Not because I didn’t believe in its efficacy or refused to do the work it would require. Nor was it an issue of legality: supervised therapeutic psilocybin use had been legalized in the state of Oregon four years prior, back in November of 2020.

I almost missed my window because timing—real timing, the kind that lives in bodies, bank accounts, and nervous systems—is fragile. It opens briefly, sometimes without warning. And if the conditions aren’t lined up just right, it closes again.

Indigenous cultures speak about readiness, both of land and body. In Buddhism, they describe it as conditions over destiny—how opportunities arise only when the necessary context is in place. In Jewish mysticism, they talk about a ripening of time. Even clinical psychology has its parallel version: the “window of tolerance” that each of us carries within, informed by our vagal tone’s flexibility or lack thereof.

I reach for something at the intersection of all four when describing my psilocybin journey at Vital Reset on August 9, 2024—the lack thereof that had ruled my life up until then, and the river of flexibility that followed.

It was, to put it bluntly, a life-changing experience. And it only happened because I was a recipient of a Sheri Eckhart scholarship, which funded my journey in full.

As a result, the window opened, and I stepped through.

Six months earlier, at the age of 36, I’d been diagnosed with autism. Nearing the fourth decade of my life, I’d already tried every healing modality I could afford: talk therapy, somatic work, yoga and mindfulness, EMDR, the I Ching, intense journaling and creativity, oracle cards, painstaking dream documentation.

Post-diagnosis, I finally had an accurate framework: my brain, I now understood, was not broken or bad, just differently wired.
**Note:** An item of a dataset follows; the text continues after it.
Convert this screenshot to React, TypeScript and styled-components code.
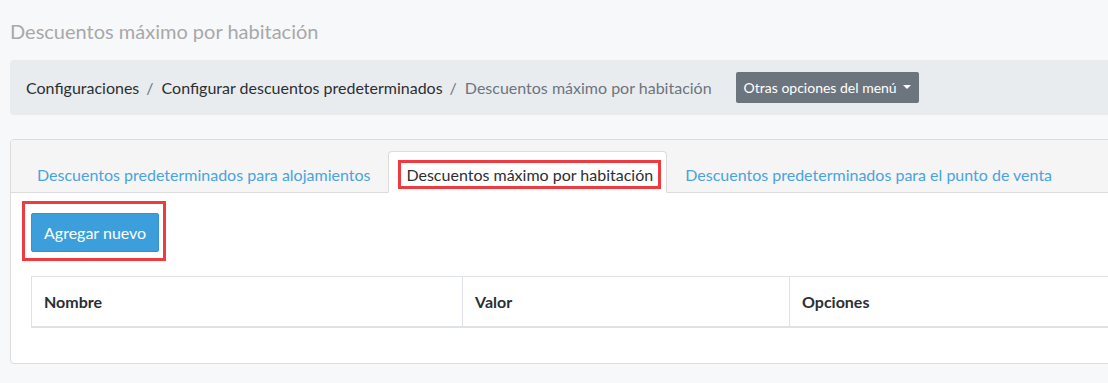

The prep work, the trip itself, and the integration that followed my psilocybin journey helped expand and deepen these brand new perspectives for me; these weren’t just pretty ideas that would flit in and out of my logical brain, but lived truths I could learn to carry in my body.

Speaking of the body: for years and years I’d been told that I was not my feelings. It’s a familiar idea, one I understood intellectually with little effort. If I’d been given a dollar every time a helpful professional said this to me, I could have funded the mushroom journey myself.

But healing does not happen from the outside in. It happens from the inside out.

During my psilocybin journey, I didn’t learn a new concept. I gained a bodily point of reference. I learned what it feels like, in my gut and chest and shoulders, to have a feeling without being overtaken by it. To experience feelings as things I am with, not things that I am.

Most memorably, I saw that all feelings are made of the same substance. Tears roll into laughter, which rolls into anger, euphoria, contentment. The boundaries between them, it turns out, are nearly nonexistent. It’s a knowing that now lives in my body, and more than a year later, I still consult this internal reference point. I still pull it up when I’m deep in grief or self-judgment, or when I’m dysregulated in the ways that are a normal part of my neurodivergent life.

All those years of reading, studying, learning, being in and out of traditional therapy helped, but they weren’t enough. They provided a soil that was technically fine, but desperate for a little more water and air, for a fertilizer that could go deeper and finally allow something healthier to take root. Everything I’d done in my life had led me to that ripened moment, when the mushrooms stepped in and said, ok, let’s really do this now. The timing was right. My body was ready. The only thing missing was access.

Now I sit here writing to you on the other side of that window. I still feel hard things. I still have bad days. I still experience the high highs and low lows of being a deeply sensitive person moving through a neurotypical world.

But I fall outside of myself far less often, anchored as I am by an internal point of reference I didn’t have before. One that reminds me, in my body, that feelings move, that I can be with them without becoming them, and that I am not broken by or beholden to their presence.

This is what access to psilocybin made possible for me.

When the timing was right, and my body was ready, donors I will likely never meet helped hold the door open. My hope is that by sharing this story, more doors can remain open for others whose windows are brief, whose readiness is real, and whose healing depends not on willpower, but good conditions.